The Company's official website can be found at www.americanecology.com. Company
-----------------------
filings with the SEC are posted on the website subsequent to the official
filing. The information found on our website is not part of this or any other
report we file with or furnish to the SEC.

AEC was most recently incorporated as a Delaware corporation in May 1987. The
Company's wholly owned primary operating subsidiaries are US Ecology Nevada,
Inc., a Delaware corporation ("USEN"); US Ecology Washington, Inc., a Delaware
corporation ("USEW"); US Ecology Texas, L.P., a Texas Limited Partnership
("USET"); US Ecology Idaho, Inc., a Delaware corporation ("USEI") and US
Ecology, Inc. a California Corporation ("USE"). American Ecology Recycle Center,
Inc., a Delaware corporation ("AERC") is the subsidiary that previously owned
the discontinued Oak Ridge LLRW processing and field services operations.

The Company operates within two business segments: Operating Disposal
Facilities and Non-Operating Disposal Facilities. These segments reflect AEC's
internal reporting structure and current operational status. The Operating
Disposal Facilities currently accept hazardous and low-level radioactive waste
and include the Company's RCRA hazardous waste treatment and disposal facilities
in Beatty, Nevada; Grand View, Idaho; and Robstown, Texas; and its LLRW disposal
facility in Richland, Washington. Each of the Washington, Idaho and (to a much
lesser degree) Texas facilities accept NORM/NARM waste also. The Non-Operating
Disposal Facilities segment includes non-operating disposal facilities in
Sheffield, Illinois; Beatty, Nevada; and Bruneau, Idaho; a closed hazardous
waste processing and deep-well injection facility in Winona, Texas; and formerly
proposed new disposal facilities in Butte, Nebraska and Ward Valley, California
which are the subject of damages claims filed by the Company. Income taxes are
assigned to Corporate, but all other items are included in the segment where
they originated. Inter-company transactions have been eliminated from the
segment information and are not significant between segments.

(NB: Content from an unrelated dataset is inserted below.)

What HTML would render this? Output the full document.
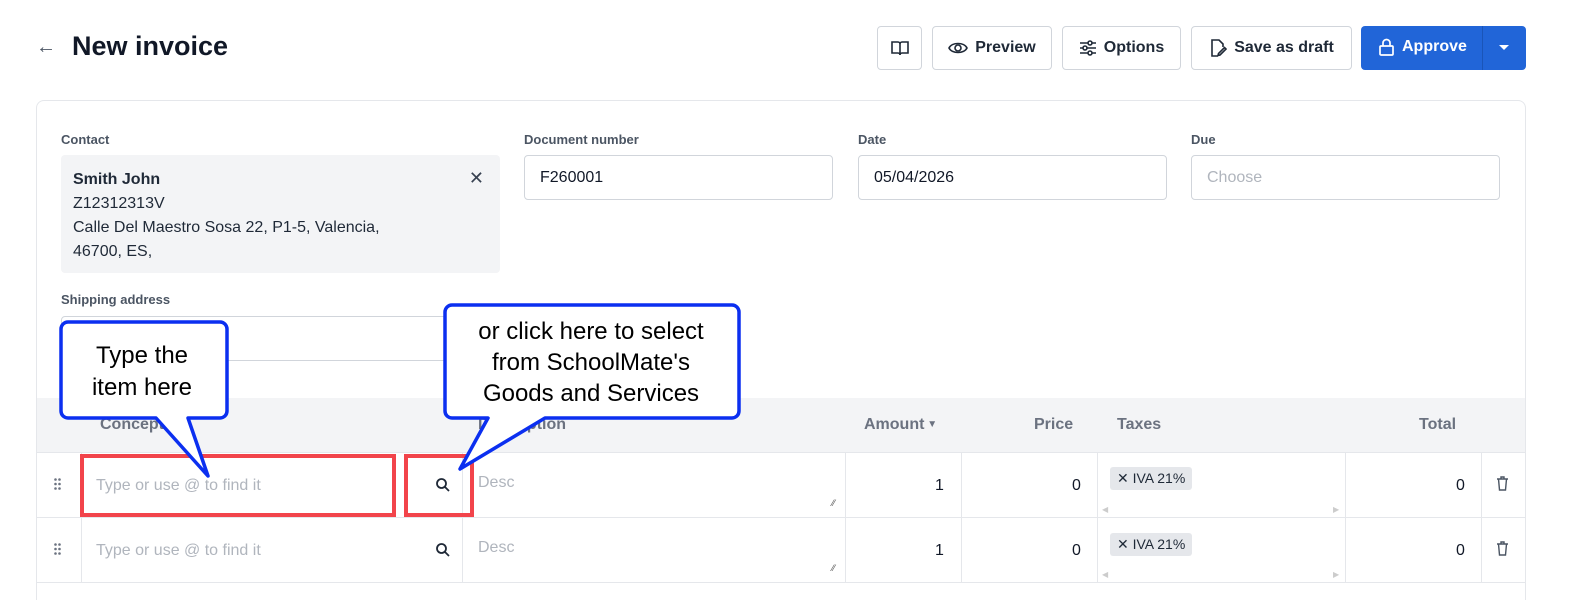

The Company's Oak Ridge, Tennessee based LLRW Processing and Field Services
business ceased processing operations in December 2002 and is reported as
discontinued operations. On June 30, 2004, the Company transferred substantially
all of the assets and liabilities of the Oak Ridge business to Toxco, Inc.
("Toxco"). In this transaction, the Company transferred $2,060,000 in Property
and $1,650,000 in Cash to Toxco in exchange for Toxco's assumption of $4,640,000
of Closure and Other Liabilities. When combined with reductions in liabilities,
the transaction resulted in a gain on sale of approximately $930,000. This gain
was recognized during the second quarter of 2004.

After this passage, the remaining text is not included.